In the whole theory of the material world, Cartesianism was rigidly deterministic. Living organisms, just as much as dead matter, were governed by the laws of physics; there was no longer need, as in the Aristotelian philosophy, of an entelechy or soul to explain the growth of organisms and the movements of animals. Descartes himself allowed one small exception: a human soul could, by volition, alter the direction though not the quantity of the motion of the vital spirits. This, however, was contrary to the spirit of the system, and turned out to be contrary to the laws of mechanics; it was therefore dropped. The consequence was that all the movements of matter were determined by physical laws, and, owing to parallelism, mental events must be equally determinate.
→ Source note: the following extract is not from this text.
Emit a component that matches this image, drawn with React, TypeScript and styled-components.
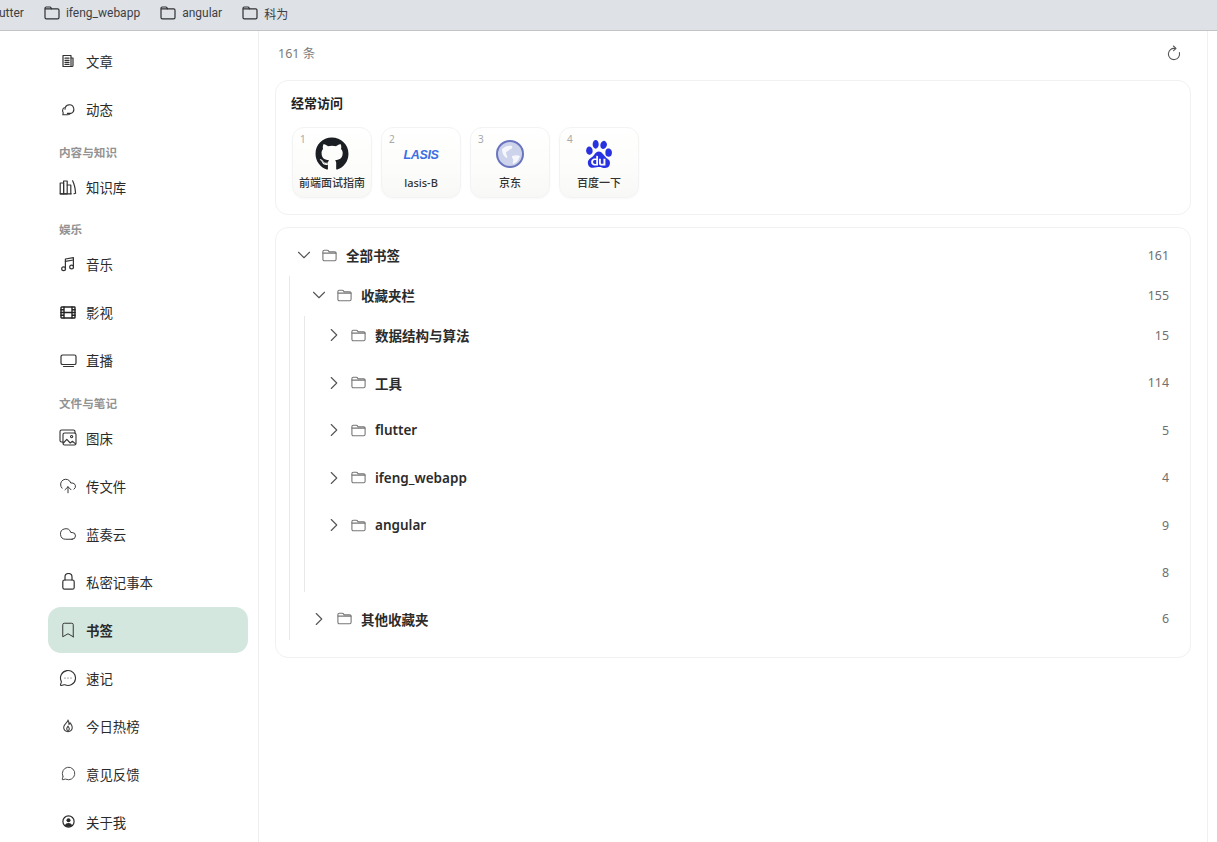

Consequently Cartesians had difficulty about free will. And for those who paid more attention to Descartes's science than to his theory of knowledge, it was not difficult to extend the theory that animals are automata: why not say the same of men, and simplify the system by making it a consistent materialism? This step was actually taken in the eighteenth century.

There is in Descartes an unresolved dualism between what he learnt from contemporary science and the scholasticism that he had been taught at La Flèche. This led him into inconsistencies, but it also made him more rich in fruitful ideas than any completely logical philosopher could have been. Consistency might have made him merely the founder of a new scholasticism, whereas inconsistency made him the source of two important but divergent schools of philosophy.